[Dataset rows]
══════
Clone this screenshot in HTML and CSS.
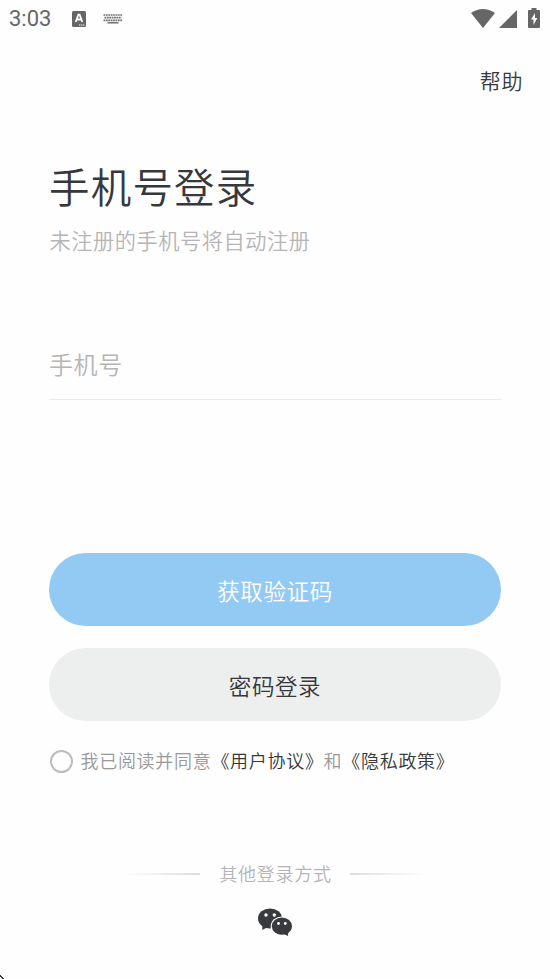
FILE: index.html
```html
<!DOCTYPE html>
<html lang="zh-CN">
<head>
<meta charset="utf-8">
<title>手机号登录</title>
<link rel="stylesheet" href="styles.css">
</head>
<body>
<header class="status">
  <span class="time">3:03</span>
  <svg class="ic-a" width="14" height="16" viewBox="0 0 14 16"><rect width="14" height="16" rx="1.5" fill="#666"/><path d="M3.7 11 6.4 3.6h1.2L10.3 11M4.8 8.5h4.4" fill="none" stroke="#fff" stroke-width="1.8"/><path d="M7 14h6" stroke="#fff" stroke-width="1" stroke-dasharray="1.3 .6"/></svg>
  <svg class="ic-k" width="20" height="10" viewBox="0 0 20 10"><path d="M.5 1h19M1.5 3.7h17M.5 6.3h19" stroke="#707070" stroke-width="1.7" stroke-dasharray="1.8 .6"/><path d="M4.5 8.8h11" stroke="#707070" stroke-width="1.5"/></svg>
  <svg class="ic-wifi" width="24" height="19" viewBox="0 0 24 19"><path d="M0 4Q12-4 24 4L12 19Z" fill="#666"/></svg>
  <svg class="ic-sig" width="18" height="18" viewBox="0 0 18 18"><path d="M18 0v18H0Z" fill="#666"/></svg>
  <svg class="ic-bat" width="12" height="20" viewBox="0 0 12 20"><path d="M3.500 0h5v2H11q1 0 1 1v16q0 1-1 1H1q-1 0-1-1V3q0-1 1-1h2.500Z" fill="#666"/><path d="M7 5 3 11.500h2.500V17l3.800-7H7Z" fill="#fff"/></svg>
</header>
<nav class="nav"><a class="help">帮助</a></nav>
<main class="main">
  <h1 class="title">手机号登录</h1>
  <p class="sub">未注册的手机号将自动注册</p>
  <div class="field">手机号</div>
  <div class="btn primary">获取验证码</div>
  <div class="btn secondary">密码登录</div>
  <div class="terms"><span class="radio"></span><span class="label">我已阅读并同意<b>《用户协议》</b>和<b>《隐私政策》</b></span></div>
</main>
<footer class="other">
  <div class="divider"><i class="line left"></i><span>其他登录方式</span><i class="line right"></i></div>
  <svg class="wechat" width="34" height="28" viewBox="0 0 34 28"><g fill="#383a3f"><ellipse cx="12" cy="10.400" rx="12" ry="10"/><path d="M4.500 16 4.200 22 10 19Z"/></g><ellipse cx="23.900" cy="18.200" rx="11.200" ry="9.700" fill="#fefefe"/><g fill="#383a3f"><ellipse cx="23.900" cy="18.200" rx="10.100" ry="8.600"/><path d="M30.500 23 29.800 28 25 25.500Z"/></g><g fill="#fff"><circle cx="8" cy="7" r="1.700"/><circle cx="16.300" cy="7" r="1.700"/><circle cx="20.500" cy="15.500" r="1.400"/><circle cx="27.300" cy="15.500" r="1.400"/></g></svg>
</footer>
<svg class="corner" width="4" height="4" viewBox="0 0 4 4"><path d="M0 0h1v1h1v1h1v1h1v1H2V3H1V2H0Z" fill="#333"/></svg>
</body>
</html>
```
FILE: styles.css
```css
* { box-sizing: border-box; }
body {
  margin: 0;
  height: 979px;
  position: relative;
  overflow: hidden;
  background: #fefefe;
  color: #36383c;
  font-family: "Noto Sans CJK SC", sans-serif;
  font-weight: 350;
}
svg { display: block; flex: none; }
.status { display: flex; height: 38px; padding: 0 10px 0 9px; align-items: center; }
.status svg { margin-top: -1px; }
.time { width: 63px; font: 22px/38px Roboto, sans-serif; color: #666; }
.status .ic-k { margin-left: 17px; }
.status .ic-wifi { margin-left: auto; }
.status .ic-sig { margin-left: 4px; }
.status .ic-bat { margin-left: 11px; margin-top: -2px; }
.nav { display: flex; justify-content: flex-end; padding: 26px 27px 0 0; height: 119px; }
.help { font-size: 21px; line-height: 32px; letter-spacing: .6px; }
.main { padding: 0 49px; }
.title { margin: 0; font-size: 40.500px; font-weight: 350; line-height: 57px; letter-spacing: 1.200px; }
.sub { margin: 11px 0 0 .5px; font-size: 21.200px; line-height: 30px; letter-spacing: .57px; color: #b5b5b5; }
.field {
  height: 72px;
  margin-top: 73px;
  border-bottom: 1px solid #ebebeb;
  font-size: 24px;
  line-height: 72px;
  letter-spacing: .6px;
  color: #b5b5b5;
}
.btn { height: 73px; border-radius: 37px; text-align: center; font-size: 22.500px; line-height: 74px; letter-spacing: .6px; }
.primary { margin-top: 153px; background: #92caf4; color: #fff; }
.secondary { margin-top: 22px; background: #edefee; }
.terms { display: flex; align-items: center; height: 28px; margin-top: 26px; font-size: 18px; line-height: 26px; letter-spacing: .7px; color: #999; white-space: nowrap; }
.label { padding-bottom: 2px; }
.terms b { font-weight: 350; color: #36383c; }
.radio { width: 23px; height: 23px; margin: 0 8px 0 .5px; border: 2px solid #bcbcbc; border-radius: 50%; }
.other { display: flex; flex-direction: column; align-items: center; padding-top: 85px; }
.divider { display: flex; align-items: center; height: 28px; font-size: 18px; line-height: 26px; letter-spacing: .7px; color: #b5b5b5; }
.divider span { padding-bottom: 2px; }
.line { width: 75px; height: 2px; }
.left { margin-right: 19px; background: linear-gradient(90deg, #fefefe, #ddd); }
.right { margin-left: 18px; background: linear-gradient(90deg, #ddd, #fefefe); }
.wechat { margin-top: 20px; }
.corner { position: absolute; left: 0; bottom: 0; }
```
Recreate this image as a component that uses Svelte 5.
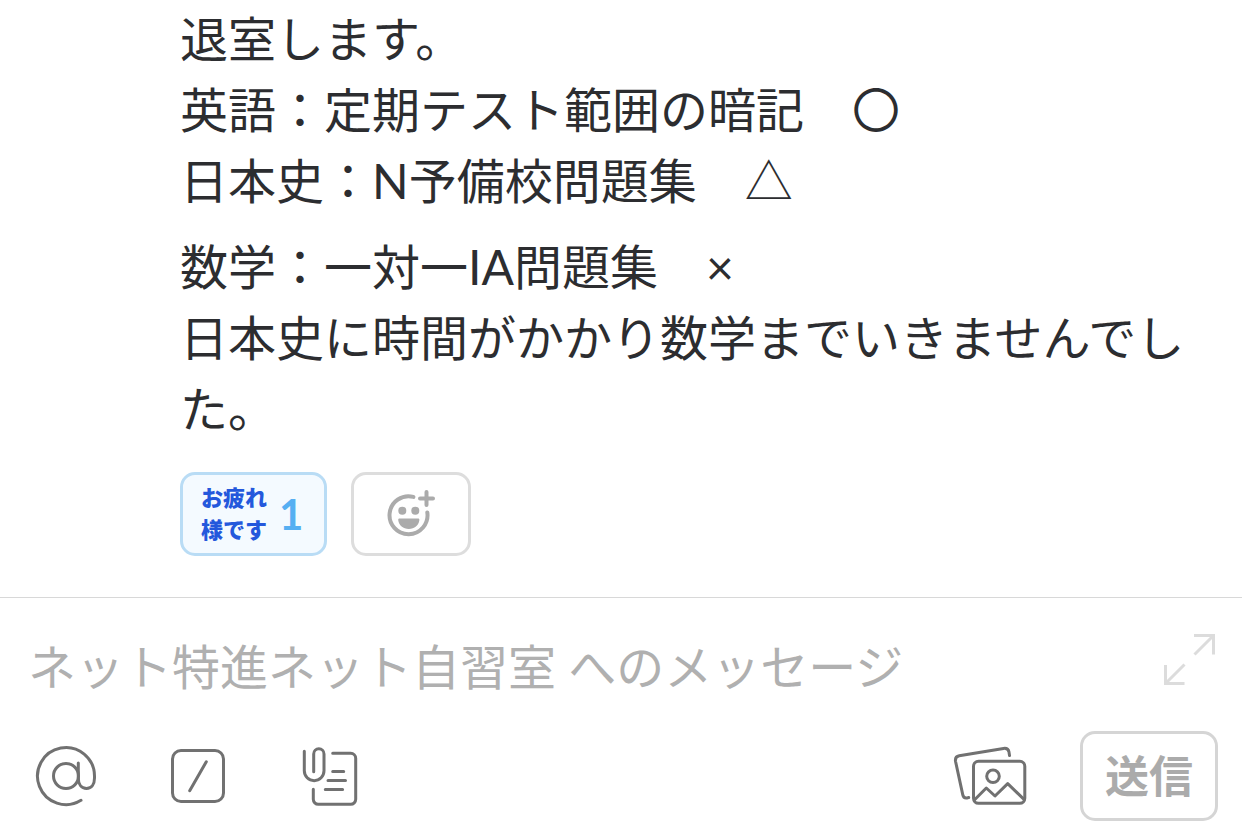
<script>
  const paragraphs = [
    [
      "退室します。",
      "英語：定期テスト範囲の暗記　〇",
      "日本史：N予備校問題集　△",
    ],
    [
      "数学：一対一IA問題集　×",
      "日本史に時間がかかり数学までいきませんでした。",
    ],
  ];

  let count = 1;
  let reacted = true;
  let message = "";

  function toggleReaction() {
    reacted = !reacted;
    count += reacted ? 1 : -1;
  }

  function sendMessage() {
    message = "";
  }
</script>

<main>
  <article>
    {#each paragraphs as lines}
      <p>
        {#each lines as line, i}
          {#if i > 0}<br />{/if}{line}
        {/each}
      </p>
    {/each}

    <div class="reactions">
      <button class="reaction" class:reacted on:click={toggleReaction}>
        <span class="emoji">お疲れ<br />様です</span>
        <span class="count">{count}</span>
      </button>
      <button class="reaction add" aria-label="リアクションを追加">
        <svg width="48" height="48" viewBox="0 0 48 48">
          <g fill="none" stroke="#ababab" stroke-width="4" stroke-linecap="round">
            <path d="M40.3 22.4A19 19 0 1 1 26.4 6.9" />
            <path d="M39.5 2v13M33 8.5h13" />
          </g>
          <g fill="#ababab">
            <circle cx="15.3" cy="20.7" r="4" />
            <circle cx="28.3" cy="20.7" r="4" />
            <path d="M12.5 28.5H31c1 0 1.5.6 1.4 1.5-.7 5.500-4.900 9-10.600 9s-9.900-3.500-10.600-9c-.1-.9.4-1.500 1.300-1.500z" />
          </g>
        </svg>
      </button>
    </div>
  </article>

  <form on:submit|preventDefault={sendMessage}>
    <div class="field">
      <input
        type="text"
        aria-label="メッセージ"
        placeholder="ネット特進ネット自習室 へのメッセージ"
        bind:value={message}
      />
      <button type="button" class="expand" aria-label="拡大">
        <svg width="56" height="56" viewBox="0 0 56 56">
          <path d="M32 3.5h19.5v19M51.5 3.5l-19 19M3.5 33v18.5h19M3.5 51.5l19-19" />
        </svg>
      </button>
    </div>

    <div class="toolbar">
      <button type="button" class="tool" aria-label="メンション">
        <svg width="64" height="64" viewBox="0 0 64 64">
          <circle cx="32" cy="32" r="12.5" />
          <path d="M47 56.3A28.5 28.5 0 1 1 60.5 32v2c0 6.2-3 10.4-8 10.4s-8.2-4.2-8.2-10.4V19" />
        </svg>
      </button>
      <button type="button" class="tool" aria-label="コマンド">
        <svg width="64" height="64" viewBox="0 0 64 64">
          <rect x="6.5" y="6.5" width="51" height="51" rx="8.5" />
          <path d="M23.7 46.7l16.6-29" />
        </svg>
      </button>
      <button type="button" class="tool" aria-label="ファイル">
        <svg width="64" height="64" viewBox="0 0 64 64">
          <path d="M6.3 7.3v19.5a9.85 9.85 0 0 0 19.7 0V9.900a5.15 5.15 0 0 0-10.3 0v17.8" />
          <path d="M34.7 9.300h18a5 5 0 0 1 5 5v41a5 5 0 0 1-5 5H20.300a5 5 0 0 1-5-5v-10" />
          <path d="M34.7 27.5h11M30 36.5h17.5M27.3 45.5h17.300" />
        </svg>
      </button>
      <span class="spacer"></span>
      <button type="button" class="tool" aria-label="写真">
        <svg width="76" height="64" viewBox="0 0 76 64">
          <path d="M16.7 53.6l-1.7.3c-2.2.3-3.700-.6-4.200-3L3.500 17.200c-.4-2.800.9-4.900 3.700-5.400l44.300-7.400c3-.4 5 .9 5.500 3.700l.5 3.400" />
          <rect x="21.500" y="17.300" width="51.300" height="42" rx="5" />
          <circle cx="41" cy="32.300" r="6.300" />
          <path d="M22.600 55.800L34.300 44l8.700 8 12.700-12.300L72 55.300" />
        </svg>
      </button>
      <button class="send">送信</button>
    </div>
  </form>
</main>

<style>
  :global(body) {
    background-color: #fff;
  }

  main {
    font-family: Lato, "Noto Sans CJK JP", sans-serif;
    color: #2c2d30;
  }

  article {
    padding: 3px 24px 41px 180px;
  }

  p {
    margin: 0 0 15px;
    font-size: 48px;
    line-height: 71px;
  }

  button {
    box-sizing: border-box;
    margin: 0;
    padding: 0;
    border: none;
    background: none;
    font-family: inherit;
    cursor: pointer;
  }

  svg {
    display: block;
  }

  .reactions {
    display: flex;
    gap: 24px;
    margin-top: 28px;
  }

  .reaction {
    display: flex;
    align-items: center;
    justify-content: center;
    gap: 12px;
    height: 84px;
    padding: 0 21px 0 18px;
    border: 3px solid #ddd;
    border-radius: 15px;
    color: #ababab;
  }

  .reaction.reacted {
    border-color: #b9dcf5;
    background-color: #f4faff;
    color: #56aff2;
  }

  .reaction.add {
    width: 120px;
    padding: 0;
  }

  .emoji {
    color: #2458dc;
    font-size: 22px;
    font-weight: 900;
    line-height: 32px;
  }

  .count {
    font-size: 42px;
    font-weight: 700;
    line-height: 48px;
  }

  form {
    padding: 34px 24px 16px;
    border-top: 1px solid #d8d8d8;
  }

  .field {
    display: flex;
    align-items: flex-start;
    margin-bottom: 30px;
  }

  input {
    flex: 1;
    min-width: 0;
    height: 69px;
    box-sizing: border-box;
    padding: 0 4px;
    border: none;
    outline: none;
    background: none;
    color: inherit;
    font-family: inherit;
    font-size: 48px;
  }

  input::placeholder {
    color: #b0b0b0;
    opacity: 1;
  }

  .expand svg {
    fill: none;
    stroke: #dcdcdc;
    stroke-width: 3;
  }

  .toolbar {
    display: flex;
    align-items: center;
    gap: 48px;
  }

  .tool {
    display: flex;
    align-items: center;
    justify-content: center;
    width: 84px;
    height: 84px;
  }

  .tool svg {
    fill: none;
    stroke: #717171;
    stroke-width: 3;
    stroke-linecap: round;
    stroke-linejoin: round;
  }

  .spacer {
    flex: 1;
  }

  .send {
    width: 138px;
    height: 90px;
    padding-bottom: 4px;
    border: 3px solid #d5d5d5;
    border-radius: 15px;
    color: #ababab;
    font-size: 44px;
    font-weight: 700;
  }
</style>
══════
### Problem
Among the records above, how many lines carry the string "this"? Reply with the number alone.

### In response
2